Legislature acts to ban sex offender chiropractors

Published: 2010-06-14 11:04:26
Author: Lora Pabst | Minneapolis Star Tribune | March 11, 2010

Less than two weeks after a Star Tribune report exposed a legal loophole that allows convicted sex offenders to work as chiropractors, the state Senate is moving quickly on a bill that would overturn the policy.

Sen. Sharon Erickson Ropes, DFL-Winona, introduced a bill Tuesday that would expand a law that currently governs just the state Board of Medical Practice, which is prohibited from issuing a medical license to anyone convicted of a felony-level sexual offense. The bill was unanimously approved in a committee vote Wednesday night. It will be heard before the State Senate Judiciary committee on Friday.

"It's certainly a high standard that we also want applied to chiropractors," said Erickson Ropes, a registered nurse. "I think citizens would be surprised to find out that there were two sets of expectations. ... It's a no-brainer to me that we're equalizing those expectations."

Gary Hill, the Senate DFL caucus spokesman, said the measure has widespread support and is expected to pass in the Senate.

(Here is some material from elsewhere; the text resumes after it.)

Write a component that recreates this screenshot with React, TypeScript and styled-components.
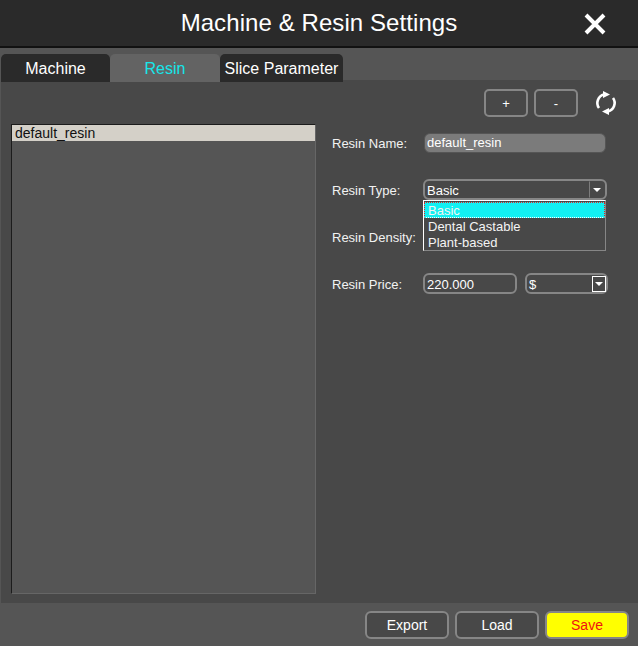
import React from "react";
import styled, { createGlobalStyle } from "styled-components";

const Global = createGlobalStyle`
  html, body { margin: 0; padding: 0; background: #555555; }
  body { font-family: "Liberation Sans", Arial, sans-serif; }
`;

const Window = styled.div`
  width: 638px;
  height: 646px;
  display: flex;
  flex-direction: column;
  background: #555555;
  overflow: hidden;
  color: #fff;
`;

const Header = styled.header`
  height: 46px;
  flex: none;
  background: #2a2a2a;
  border-bottom: 2px solid #111;
  display: flex;
  align-items: center;
  justify-content: center;
  position: relative;
`;

const Title = styled.h1`
  margin: 0 0 1px 0;
  font-size: 24px;
  font-weight: 400;
  letter-spacing: 0.08px;
  color: #fff;
`;

const CloseIcon = styled.svg`
  position: absolute;
  left: 584px;
  top: 13px;
  width: 22px;
  height: 22px;
`;

const TabBar = styled.nav`
  height: 32px;
  flex: none;
  display: flex;
  align-items: flex-end;
  padding-left: 1px;
  background: #555555;
`;

const Tab = styled.div<{ $active?: boolean; $w: number }>`
  width: ${(p) => p.$w}px;
  height: 28px;
  box-sizing: border-box;
  padding-top: 1px;
  margin-bottom: -2px;
  position: relative;
  z-index: 1;
  border-radius: 5px 5px 0 0;
  background: ${(p) => (p.$active ? "#636363" : "#2a2a2a")};
  color: ${(p) => (p.$active ? "#16e6ea" : "#fff")};
  font-size: 16px;
  display: flex;
  align-items: center;
  justify-content: center;
`;

const Content = styled.main`
  flex: 1;
  margin-left: 1px;
  background: #484848;
  display: flex;
  flex-direction: column;
  padding: 9px 0 9px 10px;
  min-height: 0;
`;

const Tools = styled.div`
  display: flex;
  align-items: center;
  justify-content: flex-end;
  height: 28px;
  flex: none;
  gap: 6px;
  padding-right: 20px;
`;

const SmallButton = styled.button`
  width: 44px;
  height: 28px;
  box-sizing: border-box;
  border: 2px solid #868686;
  border-radius: 5px;
  background: #484848;
  color: #fff;
  font: 13px "Liberation Sans", Arial, sans-serif;
  padding: 0;
`;

const RefreshIcon = styled.svg`
  width: 24px;
  height: 24px;
  margin-left: 10px;
  flex: none;
`;

const Body = styled.div`
  flex: 1;
  display: flex;
  margin-top: 7px;
  min-height: 0;
`;

const List = styled.div`
  width: 305px;
  flex: none;
  box-sizing: border-box;
  background: #555555;
  border-style: solid;
  border-width: 1px;
  border-color: #1c1c1c #666 #666 #1c1c1c;
`;

const ListItem = styled.div`
  height: 16px;
  line-height: 16px;
  background: #d4d0c8;
  color: #111;
  font-size: 14px;
  padding-left: 3px;
`;

const Form = styled.section`
  flex: 1;
  display: flex;
  flex-direction: column;
  padding: 9px 0 0 16px;
  position: relative;
`;

const Row = styled.div<{ $gap: number }>`
  display: flex;
  align-items: center;
  height: 21px;
  margin-bottom: ${(p) => p.$gap}px;
`;

const Label = styled.label<{ $low?: boolean }>`
  width: 91px;
  flex: none;
  font-size: 13px;
  line-height: 15px;
  padding-top: ${(p) => (p.$low ? 2 : 0)}px;
  color: #f2f2f2;
  white-space: nowrap;
`;

const NameInput = styled.div`
  width: 182px;
  height: 20px;
  box-sizing: border-box;
  align-self: flex-start;
  margin-left: 1px;
  background: #7b7b7b;
  border: 1px solid #555;
  border-radius: 6px;
  font-size: 13px;
  line-height: 18px;
  padding-left: 2px;
  color: #fff;
`;

const Combo = styled.div<{ $w: number }>`
  width: ${(p) => p.$w}px;
  height: 21px;
  box-sizing: border-box;
  border: 2px solid #868686;
  border-radius: 6px;
  background: #484848;
  font-size: 13px;
  padding-left: 2px;
  color: #fff;
  display: flex;
  align-items: center;
  justify-content: space-between;
  flex: none;
`;

const ComboValue = styled.span`
  line-height: 15px;
  padding-top: 2px;
`;

const Arrow = styled.span<{ $light?: boolean }>`
  width: ${(p) => (p.$light ? 14 : 16)}px;
  height: ${(p) => (p.$light ? 16 : 17)}px;
  flex: none;
  box-sizing: border-box;
  border-left: 1px solid ${(p) => (p.$light ? "#fff" : "#7c7c7c")};
  border-top: 1px solid ${(p) => (p.$light ? "#fff" : "transparent")};
  border-bottom: 1px solid ${(p) => (p.$light ? "#fff" : "transparent")};
  border-right: 1px solid ${(p) => (p.$light ? "#fff" : "transparent")};
  display: flex;
  align-items: center;
  justify-content: center;
  &::after {
    content: "";
    border-left: 4px solid transparent;
    border-right: 4px solid transparent;
    border-top: 4px solid #fff;
    margin-top: 1px;
  }
`;

const Dropdown = styled.div`
  position: absolute;
  left: 107px;
  top: 76px;
  width: 183px;
  height: 51px;
  box-sizing: border-box;
  background: #484848;
  border-style: solid;
  border-width: 1px;
  border-color: #fff #868686 #868686 #fff;
  font-size: 13px;
  z-index: 2;
`;

const Option = styled.div<{ $selected?: boolean }>`
  height: 16px;
  line-height: 18px;
  box-sizing: border-box;
  padding-left: 4px;
  color: #f4f4f4;
  ${(p) =>
    p.$selected &&
    `
    background: #12f0f2;
    margin-top: 1px;
    padding-left: 3px;
    line-height: 16px;
    border: 1px dotted #e02020;
    border-bottom-color: #ffffff;
  `}
`;

const PriceInput = styled.div`
  width: 94px;
  height: 21px;
  box-sizing: border-box;
  border: 2px solid #868686;
  border-radius: 6px;
  background: #484848;
  font-size: 13px;
  line-height: 19px;
  padding-left: 2px;
  color: #fff;
  flex: none;
  margin-right: 8px;
`;

const Footer = styled.footer`
  height: 43px;
  flex: none;
  display: flex;
  align-items: center;
  justify-content: flex-end;
  gap: 6px;
  padding-right: 9px;
  background: #555555;
`;

const FooterButton = styled.button<{ $primary?: boolean }>`
  width: 84px;
  height: 28px;
  box-sizing: border-box;
  border: 2px solid #868686;
  border-radius: 6px;
  background: ${(p) => (p.$primary ? "#ffff00" : "#484848")};
  color: ${(p) => (p.$primary ? "#f01010" : "#fff")};
  font: 14px "Liberation Sans", Arial, sans-serif;
  padding: 0;
`;

export default function App() {
  return (
    <Window>
      <Global />
      <Header>
        <Title>Machine &amp; Resin Settings</Title>
        <CloseIcon viewBox="0 0 22 22">
          <path d="M2 2 L20 20 M20 2 L2 20" stroke="#fff" strokeWidth="4" fill="none" />
        </CloseIcon>
      </Header>
      <TabBar>
        <Tab $w={109}>Machine</Tab>
        <Tab $w={110} $active>Resin</Tab>
        <Tab $w={123}>Slice Parameter</Tab>
      </TabBar>
      <Content>
        <Tools>
          <SmallButton>+</SmallButton>
          <SmallButton>-</SmallButton>
          <RefreshIcon viewBox="0 0 24 24">
            <path d="M5 17 A8.6 8.6 0 0 1 10 3.6" stroke="#fff" strokeWidth="2.6" fill="none" />
            <path d="M19 7 A8.6 8.6 0 0 1 14 20.4" stroke="#fff" strokeWidth="2.6" fill="none" />
            <path d="M9 0 L16 3.5 L9 7 Z" fill="#fff" />
            <path d="M15 24 L8 20.5 L15 17 Z" fill="#fff" />
          </RefreshIcon>
        </Tools>
        <Body>
          <List>
            <ListItem>default_resin</ListItem>
          </List>
          <Form>
            <Row $gap={25}>
              <Label>Resin Name:</Label>
              <NameInput>default_resin</NameInput>
            </Row>
            <Row $gap={26}>
              <Label $low>Resin Type:</Label>
              <Combo $w={184}>
                <ComboValue>Basic</ComboValue>
                <Arrow />
              </Combo>
            </Row>
            <Row $gap={26}>
              <Label $low>Resin Density:</Label>
            </Row>
            <Row $gap={0}>
              <Label $low>Resin Price:</Label>
              <PriceInput>220.000</PriceInput>
              <Combo $w={83}>
                <ComboValue>$</ComboValue>
                <Arrow $light />
              </Combo>
            </Row>
            <Dropdown>
              <Option $selected>Basic</Option>
              <Option>Dental Castable</Option>
              <Option>Plant-based</Option>
            </Dropdown>
          </Form>
        </Body>
      </Content>
      <Footer>
        <FooterButton>Export</FooterButton>
        <FooterButton>Load</FooterButton>
        <FooterButton $primary>Save</FooterButton>
      </Footer>
    </Window>
  );
}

Erickson Ropes said she drafted the bill after reading the newspaper's report about Dr. Scott Fredin, who was granted a license by the state Board of Chiropractic Examiners last month even though Fredin spent two years in jail after pleading guilty to sexually assaulting two patients at his practice in Owatonna, Minn.

The board revoked Fredin's license when he was convicted in 2003, but board officials approved his request to start over. He is not allowed to treat female patients without another person in the room, but he doesn't have to tell patients about his conviction. Fredin has been working in Minneapolis. His license is registered at Human Interfaces on Willow Street. Larry Spicer, executive director of the chiropractic board, told the Star Tribune in February that he thought the board would support extending the revocation requirement to chiropractors.